Seems fitting that on my 100th day of training, I've finally hit another important "tenfold" milestone! I'm down 10 pounds! Yay.
I haven't been dieting, but I have changed the way I think about food. Now I look at it that all food is fuel - even treats - because they give me calories I need. Here's an example. This weekend, I ate a piece of a friend's birthday cake that was pure whipped cream and 24 layers of mille feuille. It was the best cake I've had in my entire life, hands down. I don't think I'll ever forget it. It gave me dairy, carbs and calories (about 600 I figured) which I would need to sustain me on my run the next day. All good.
When everyone had finished their first slice, seconds came around. A few of the girls tried to push a plate on me, "You have it! You're running 10 miles tomorrow! Have it for us!" they whined. I thought about it. The first slice had been heaven. We were all dying in ecstasy. But, what exactly would slice #2 give me? ...a better ingrained memory of ecstasy? Hm... The original memory was pretty well seeded. If I ate a second piece, that would be more energy than I needed. So, I decided my memory of it was strong enough and passed. The girls let out a disappointed sigh as we passed the plate over to one of the guys and he snarfed the cake down in three bites.
That's the kind of thing that happens to me now that didn't happen before. I make choices differently. I consider how food will make me feel, and how well I will remember it, if it's a treat.
So, here I am adding more treats, eating more frequently, and not feeling guilty about food any more... and I'm losing weight. Kind of fun to be turning into one of those people I used to hate! I have a feeling that losing the next 10 pounds is going to be slow going, though. I just started keeping a food journal so that when I finally do see a nutritionist, she can read the tea leaves for me and let me know if I'm doing the best I can to support my running.

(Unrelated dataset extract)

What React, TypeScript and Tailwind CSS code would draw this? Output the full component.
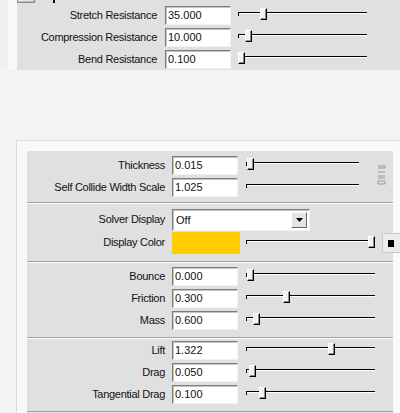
import React from "react";

function Field({ value }: { value: string }) {
  return (
    <div className="shrink-0 h-[19px] w-[66px] bg-white border border-t-[#7c7c7c] border-l-[#7c7c7c] border-r-[#f2f2f2] border-b-[#f2f2f2] shadow-[inset_1px_1px_0_#c4c4c4] pl-[2px] leading-[17px] text-[11px] text-[#111]">
      {value}
    </div>
  );
}

function Slider({ width, thumb }: { width: number; thumb?: number }) {
  return (
    <div className="relative shrink-0 h-[20px]" style={{ width }}>
      <div className="absolute left-0 right-0 top-[7px] h-px bg-black" />
      <div className="absolute left-0 right-0 top-[8px] h-px bg-white" />
      <div className="absolute left-0 top-[7px] w-px h-[4px] bg-black" />
      {thumb !== undefined && (
        <div
          className="absolute top-[3px] w-[7px] h-[12px] bg-[#f2f2f2] border border-l-white border-t-white border-r-black border-b-black shadow-[inset_-1px_-1px_0_#8a8a8a]"
          style={{ left: thumb }}
        />
      )}
    </div>
  );
}

function TopRow({ label, value, thumb }: { label: string; value: string; thumb: number }) {
  return (
    <div className="flex items-center h-[22px]">
      <div className="shrink-0 w-[140px] text-right whitespace-nowrap tracking-[-0.28px]">{label}</div>
      <div className="shrink-0 ml-[8px]">
        <Field value={value} />
      </div>
      <div className="shrink-0 ml-[7px]">
        <Slider width={129} thumb={thumb} />
      </div>
    </div>
  );
}

function Row({
  label,
  value,
  thumb,
  width = 129,
}: {
  label: string;
  value: string;
  thumb?: number;
  width?: number;
}) {
  return (
    <div className="flex items-center h-[22px]">
      <div className="shrink-0 w-[138px] text-right whitespace-nowrap tracking-[-0.28px]">{label}</div>
      <div className="shrink-0 ml-[7px]">
        <Field value={value} />
      </div>
      <div className="shrink-0 ml-[8px]">
        <Slider width={width} thumb={thumb} />
      </div>
    </div>
  );
}

export default function App() {
  return (
    <div className="relative w-[400px] h-[413px] overflow-hidden bg-[#f3f3f3] text-[11px] text-[#111] font-[family-name:'Liberation_Sans',Arial,sans-serif]">
      {/* Top panel */}
      <div className="flex h-[70px]">
        <div className="w-[8px] bg-[#f0f0f0]" />
        <div className="w-[9px] bg-[#f8f8f8]" />
        <div className="relative flex-1 bg-[#e0e0e0] pt-[4px]">
          <div className="absolute -top-[14px] left-0 w-[18px] h-[17px] border border-[#8c8c8c] bg-[#e6e6e6] shadow-[inset_-1px_-1px_0_#bcbcbc]" />
          <div className="absolute top-0 left-[36px] w-[2px] h-[3px] bg-black" />
          <TopRow label="Stretch Resistance" value="35.000" thumb={22} />
          <TopRow label="Compression Resistance" value="10.000" thumb={7} />
          <TopRow label="Bend Resistance" value="0.100" thumb={0} />
        </div>
      </div>

      {/* Lower frame */}
      <div className="ml-[16px] mt-[70px] h-[300px] border-l border-t border-[#dadada] bg-[#f9f9f9] pl-[10px] pt-[10px]">
        <div className="w-[366px] bg-[#e0e0e0] h-[300px]">
          {/* Section 1 */}
          <div className="pt-[3px] pb-[4px] border-b border-[#a0a0a0]">
            <div className="flex">
              <div>
                <Row label="Thickness" value="0.015" thumb={1} width={113} />
                <Row label="Self Collide Width Scale" value="1.025" width={113} />
              </div>
              <div className="shrink-0 ml-[18px] mt-[10px]">
                <svg width="10" height="22" viewBox="0 0 10 22">
                  <g stroke="#9a9a9a" strokeWidth="1" fill="none">
                    <path d="M1 2 H8 V4 H1" />
                    <path d="M1 8 H8" />
                    <path d="M1 12 H8 M1 14 H8" />
                    <path d="M1 17 H8 V20 H1 Z" />
                  </g>
                </svg>
              </div>
            </div>
          </div>

          {/* Section 2 */}
          <div className="border-t border-white pt-[4px] pb-[7px] border-b border-b-[#a0a0a0]">
            <div className="flex items-center h-[23px]">
              <div className="shrink-0 w-[138px] text-right whitespace-nowrap tracking-[-0.28px]">Solver Display</div>
              <div className="shrink-0 ml-[7px] relative h-[22px] w-[138px] bg-white border border-t-[#7c7c7c] border-l-[#7c7c7c] border-r-[#f2f2f2] border-b-[#f2f2f2] shadow-[inset_1px_1px_0_#c4c4c4] pl-[3px] leading-[20px]">
                Off
                <div className="absolute right-[2px] top-[2px] w-[16px] h-[16px] bg-[#e4e4e4] border border-l-white border-t-white border-r-[#6a6a6a] border-b-[#6a6a6a] flex items-center justify-center">
                  <svg width="7" height="4" viewBox="0 0 7 4">
                    <path d="M0 0 H7 L3.5 4 Z" fill="#000" />
                  </svg>
                </div>
              </div>
            </div>
            <div className="flex items-center h-[23px]">
              <div className="shrink-0 w-[138px] text-right whitespace-nowrap tracking-[-0.28px]">Display Color</div>
              <div className="shrink-0 ml-[7px] h-[22px] w-[68px] bg-[#ffcc00]" />
              <div className="shrink-0 ml-[6px]">
                <Slider width={127} thumb={122} />
              </div>
              <div className="shrink-0 ml-[9px] relative h-[20px] w-[22px] border border-[#c8c8c8] bg-[#ececec]">
                <div className="absolute left-[5px] top-[6px] w-[6px] h-[7px] bg-black" />
              </div>
            </div>
          </div>

          {/* Section 3 */}
          <div className="border-t border-white pt-[2px] pb-[6px] border-b border-b-[#a0a0a0]">
            <Row label="Bounce" value="0.000" thumb={1} />
            <Row label="Friction" value="0.300" thumb={37} />
            <Row label="Mass" value="0.600" thumb={7} />
          </div>

          {/* Section 4 */}
          <div className="border-t border-white pt-0 pb-[6px] border-b border-b-[#a0a0a0]">
            <Row label="Lift" value="1.322" thumb={82} />
            <Row label="Drag" value="0.050" thumb={3} />
            <Row label="Tangential Drag" value="0.100" thumb={13} />
          </div>
        </div>
      </div>
    </div>
  );
}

Tonight I'm going to be running 2-3 miles on the treadmill. Last week's Monday night run was a disaster because I was so burned out from having run the 9. But I feel better today than I did last Monday. Blisters have subsided. Legs feel good. I really hope I have the energy to go the distance. We shall see...
Addendum: Ran 2.5 miles in 28:27, which nets to an 11:22 mile. I was really strong and could have gone another half mile to complete the 3 but the gym closed up in my face. Anyway, that's fine. I am puzzled as to why it was so much easier to recover from running 10 miles yesterday than it was to recover from 9 miles last Sunday. Last week I could barely move on Monday night. Number one rule in running: Do not attempt to apply your usual logic here! Give yourself over to the advice of experts. Beginners, beware! You know even less than you think you know!